---- Data block

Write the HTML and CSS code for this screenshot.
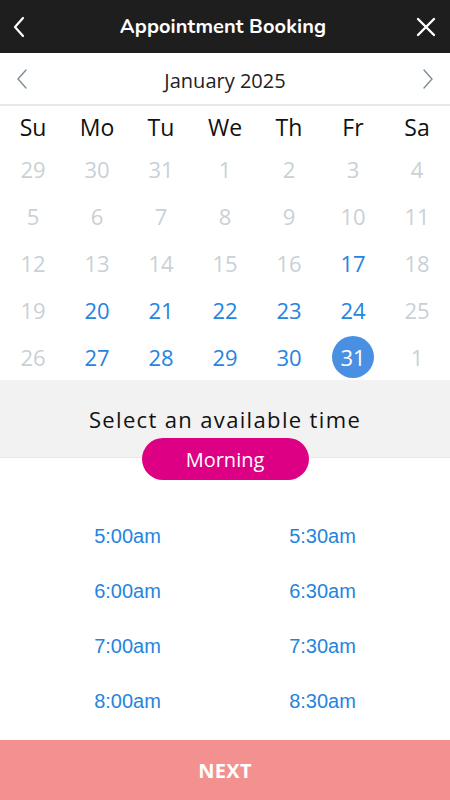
FILE: index.html
```html
<!DOCTYPE html>
<html lang="en">
<head>
    <meta charset="UTF-8">
    <meta name="viewport" content="width=device-width, initial-scale=1.0">
    <title>Appointment Booking</title>
    <link rel="stylesheet" href="styles.css">
</head>
<body>
    <div class="app">
        <header class="top-bar">
            <button class="icon-btn" aria-label="Back">
                <svg width="22" height="22" viewBox="0 0 22 22" fill="none" stroke="#fff" stroke-width="2.2" stroke-linecap="round" stroke-linejoin="round"><polyline points="14,2 6,11 14,20"></polyline></svg>
            </button>
            <h1>Appointment Booking</h1>
            <button class="icon-btn" aria-label="Close">
                <svg width="22" height="22" viewBox="0 0 22 22" fill="none" stroke="#fff" stroke-width="2.4" stroke-linecap="round"><line x1="3" y1="3" x2="19" y2="19"></line><line x1="19" y1="3" x2="3" y2="19"></line></svg>
            </button>
        </header>

        <div class="month-nav">
            <button class="nav-btn" aria-label="Previous month">
                <svg width="14" height="20" viewBox="0 0 14 20" fill="none" stroke="#7d8c97" stroke-width="1.4" stroke-linecap="round"><polyline points="11,1 3,10 11,19"></polyline></svg>
            </button>
            <div class="month-title">January 2025</div>
            <button class="nav-btn" aria-label="Next month">
                <svg width="14" height="20" viewBox="0 0 14 20" fill="none" stroke="#7d8c97" stroke-width="1.4" stroke-linecap="round"><polyline points="3,1 11,10 3,19"></polyline></svg>
            </button>
        </div>

        <div class="weekdays">
            <span>Su</span><span>Mo</span><span>Tu</span><span>We</span><span>Th</span><span>Fr</span><span>Sa</span>
        </div>

        <div class="days" id="days"></div>

        <div class="time-head">
            <div class="time-title">Select an available time</div>
            <button class="period-pill">Morning</button>
        </div>

        <div class="slots">
            <button class="slot">5:00am</button>
            <button class="slot">5:30am</button>
            <button class="slot">6:00am</button>
            <button class="slot">6:30am</button>
            <button class="slot">7:00am</button>
            <button class="slot">7:30am</button>
            <button class="slot">8:00am</button>
            <button class="slot">8:30am</button>
        </div>

        <button class="next-btn">NEXT</button>
    </div>

    <script>
        const daysEl = document.getElementById('days');
        const available = [17, 20, 21, 22, 23, 24, 27, 28, 29, 30, 31];
        const selected = 31;

        const cells = [];
        [29, 30, 31].forEach(d => cells.push({ day: d, muted: true }));
        for (let d = 1; d <= 31; d++) {
            cells.push({ day: d, muted: !available.includes(d) });
        }
        cells.push({ day: 1, muted: true });

        cells.forEach((cell, i) => {
            const el = document.createElement('span');
            el.className = 'day';
            // first and last cells belong to the neighbouring months
            const outside = i < 3 || i === cells.length - 1;
            if (cell.muted || outside) {
                el.classList.add('muted');
            } else if (cell.day === selected) {
                el.classList.add('selected');
            } else {
                el.classList.add('open');
            }
            el.innerHTML = `<span class="num">${cell.day}</span>`;
            daysEl.appendChild(el);
        });
    </script>
</body>
</html>
```

FILE: styles.css
```css
* {
    margin: 0;
    padding: 0;
    box-sizing: border-box;
}

body {
    font-family: 'Open Sans', 'Noto Sans', sans-serif;
    background: #fff;
    color: #111;
}

button {
    border: none;
    background: none;
    font-family: inherit;
    cursor: pointer;
}

.app {
    width: 450px;
    height: 800px;
    display: flex;
    flex-direction: column;
    overflow: hidden;
}

.app > * {
    flex-shrink: 0;
}

.top-bar {
    height: 53px;
    background: #1e1e1e;
    display: flex;
    align-items: center;
    justify-content: space-between;
    padding: 0 12px 0 8px;
}

.top-bar h1 {
    color: #fff;
    font-family: 'Nunito', 'Open Sans', sans-serif;
    font-size: 20px;
    font-weight: 700;
    letter-spacing: 0.1px;
}

.icon-btn {
    width: 24px;
    height: 24px;
    display: flex;
    align-items: center;
    justify-content: center;
}

.month-nav {
    height: 53px;
    display: flex;
    align-items: center;
    justify-content: space-between;
    padding: 0 14px;
    border-bottom: 2px solid #e3e8eb;
}

.nav-btn {
    width: 16px;
    height: 22px;
    display: flex;
    align-items: center;
    justify-content: center;
}

.month-title {
    font-size: 20px;
    color: #222;
    padding-top: 4px;
}

.weekdays,
.days {
    display: grid;
    grid-template-columns: repeat(7, 64px);
    padding: 0 1px;
}

.weekdays {
    height: 39px;
    align-items: center;
    text-align: center;
    font-size: 23px;
    color: #111;
    padding-top: 2px;
}

.day {
    height: 47px;
    display: flex;
    align-items: center;
    justify-content: center;
    font-size: 22px;
}

.day .num {
    width: 42px;
    height: 42px;
    display: flex;
    align-items: center;
    justify-content: center;
    border-radius: 50%;
}

.day.muted {
    color: #c9d1d5;
}

.day.open {
    color: #2584de;
}

.day.selected .num {
    background: #4a90e2;
    color: #fff;
}

.time-head {
    background: #f2f2f2;
    border-bottom: 1px solid #e6e8ea;
    height: 78px;
    display: flex;
    flex-direction: column;
    align-items: center;
    padding-top: 24px;
}

.time-title {
    font-size: 22px;
    letter-spacing: 1.35px;
    color: #111;
    line-height: 30px;
}

.period-pill {
    flex-shrink: 0;
    margin-top: 4px;
    width: 167px;
    height: 42px;
    border-radius: 21px;
    background: #dd0084;
    color: #fff;
    font-size: 20px;
    position: relative;
}

.slots {
    display: grid;
    grid-template-columns: 1fr 1fr;
    grid-auto-rows: 55px;
    padding: 51px 30px 0 30px;
}

.slot {
    font-family: 'Liberation Sans', Arial, sans-serif;
    font-size: 20px;
    color: #2584de;
    text-align: center;
}

.next-btn {
    margin-top: auto;
    height: 60px;
    width: 100%;
    background: #f39190;
    color: #fff;
    font-size: 20px;
    font-weight: 700;
    letter-spacing: 0.3px;
}
```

--------

Transcribe all the lines above exactly, apart from the pictures.

Write the HTML and CSS code for this screenshot.
FILE: index.html
```html
<!DOCTYPE html>
<html lang="en">
<head>
    <meta charset="UTF-8">
    <meta name="viewport" content="width=device-width, initial-scale=1.0">
    <title>Appointment Booking</title>
    <link rel="stylesheet" href="styles.css">
</head>
<body>
    <div class="app">
        <header class="top-bar">
            <button class="icon-btn" aria-label="Back">
                <svg width="22" height="22" viewBox="0 0 22 22" fill="none" stroke="#fff" stroke-width="2.2" stroke-linecap="round" stroke-linejoin="round"><polyline points="14,2 6,11 14,20"></polyline></svg>
            </button>
            <h1>Appointment Booking</h1>
            <button class="icon-btn" aria-label="Close">
                <svg width="22" height="22" viewBox="0 0 22 22" fill="none" stroke="#fff" stroke-width="2.4" stroke-linecap="round"><line x1="3" y1="3" x2="19" y2="19"></line><line x1="19" y1="3" x2="3" y2="19"></line></svg>
            </button>
        </header>

        <div class="month-nav">
            <button class="nav-btn" aria-label="Previous month">
                <svg width="14" height="20" viewBox="0 0 14 20" fill="none" stroke="#7d8c97" stroke-width="1.4" stroke-linecap="round"><polyline points="11,1 3,10 11,19"></polyline></svg>
            </button>
            <div class="month-title">January 2025</div>
            <button class="nav-btn" aria-label="Next month">
                <svg width="14" height="20" viewBox="0 0 14 20" fill="none" stroke="#7d8c97" stroke-width="1.4" stroke-linecap="round"><polyline points="3,1 11,10 3,19"></polyline></svg>
            </button>
        </div>

        <div class="weekdays">
            <span>Su</span><span>Mo</span><span>Tu</span><span>We</span><span>Th</span><span>Fr</span><span>Sa</span>
        </div>

        <div class="days" id="days"></div>

        <div class="time-head">
            <div class="time-title">Select an available time</div>
            <button class="period-pill">Morning</button>
        </div>

        <div class="slots">
            <button class="slot">5:00am</button>
            <button class="slot">5:30am</button>
            <button class="slot">6:00am</button>
            <button class="slot">6:30am</button>
            <button class="slot">7:00am</button>
            <button class="slot">7:30am</button>
            <button class="slot">8:00am</button>
            <button class="slot">8:30am</button>
        </div>

        <button class="next-btn">NEXT</button>
    </div>

    <script>
        const daysEl = document.getElementById('days');
        const available = [17, 20, 21, 22, 23, 24, 27, 28, 29, 30, 31];
        const selected = 31;

        const cells = [];
        [29, 30, 31].forEach(d => cells.push({ day: d, muted: true }));
        for (let d = 1; d <= 31; d++) {
            cells.push({ day: d, muted: !available.includes(d) });
        }
        cells.push({ day: 1, muted: true });

        cells.forEach((cell, i) => {
            const el = document.createElement('span');
            el.className = 'day';
            // first and last cells belong to the neighbouring months
            const outside = i < 3 || i === cells.length - 1;
            if (cell.muted || outside) {
                el.classList.add('muted');
            } else if (cell.day === selected) {
                el.classList.add('selected');
            } else {
                el.classList.add('open');
            }
            el.innerHTML = `<span class="num">${cell.day}</span>`;
            daysEl.appendChild(el);
        });
    </script>
</body>
</html>
```

FILE: styles.css
```css
* {
    margin: 0;
    padding: 0;
    box-sizing: border-box;
}

body {
    font-family: 'Open Sans', 'Noto Sans', sans-serif;
    background: #fff;
    color: #111;
}

button {
    border: none;
    background: none;
    font-family: inherit;
    cursor: pointer;
}

.app {
    width: 450px;
    height: 800px;
    display: flex;
    flex-direction: column;
    overflow: hidden;
}

.app > * {
    flex-shrink: 0;
}

.top-bar {
    height: 53px;
    background: #1e1e1e;
    display: flex;
    align-items: center;
    justify-content: space-between;
    padding: 0 12px 0 8px;
}

.top-bar h1 {
    color: #fff;
    font-family: 'Nunito', 'Open Sans', sans-serif;
    font-size: 20px;
    font-weight: 700;
    letter-spacing: 0.1px;
}

.icon-btn {
    width: 24px;
    height: 24px;
    display: flex;
    align-items: center;
    justify-content: center;
}

.month-nav {
    height: 53px;
    display: flex;
    align-items: center;
    justify-content: space-between;
    padding: 0 14px;
    border-bottom: 2px solid #e3e8eb;
}

.nav-btn {
    width: 16px;
    height: 22px;
    display: flex;
    align-items: center;
    justify-content: center;
}

.month-title {
    font-size: 20px;
    color: #222;
    padding-top: 4px;
}

.weekdays,
.days {
    display: grid;
    grid-template-columns: repeat(7, 64px);
    padding: 0 1px;
}

.weekdays {
    height: 39px;
    align-items: center;
    text-align: center;
    font-size: 23px;
    color: #111;
    padding-top: 2px;
}

.day {
    height: 47px;
    display: flex;
    align-items: center;
    justify-content: center;
    font-size: 22px;
}

.day .num {
    width: 42px;
    height: 42px;
    display: flex;
    align-items: center;
    justify-content: center;
    border-radius: 50%;
}

.day.muted {
    color: #c9d1d5;
}

.day.open {
    color: #2584de;
}

.day.selected .num {
    background: #4a90e2;
    color: #fff;
}

.time-head {
    background: #f2f2f2;
    border-bottom: 1px solid #e6e8ea;
    height: 78px;
    display: flex;
    flex-direction: column;
    align-items: center;
    padding-top: 24px;
}

.time-title {
    font-size: 22px;
    letter-spacing: 1.35px;
    color: #111;
    line-height: 30px;
}

.period-pill {
    flex-shrink: 0;
    margin-top: 4px;
    width: 167px;
    height: 42px;
    border-radius: 21px;
    background: #dd0084;
    color: #fff;
    font-size: 20px;
    position: relative;
}

.slots {
    display: grid;
    grid-template-columns: 1fr 1fr;
    grid-auto-rows: 55px;
    padding: 51px 30px 0 30px;
}

.slot {
    font-family: 'Liberation Sans', Arial, sans-serif;
    font-size: 20px;
    color: #2584de;
    text-align: center;
}

.next-btn {
    margin-top: auto;
    height: 60px;
    width: 100%;
    background: #f39190;
    color: #fff;
    font-size: 20px;
    font-weight: 700;
    letter-spacing: 0.3px;
}
```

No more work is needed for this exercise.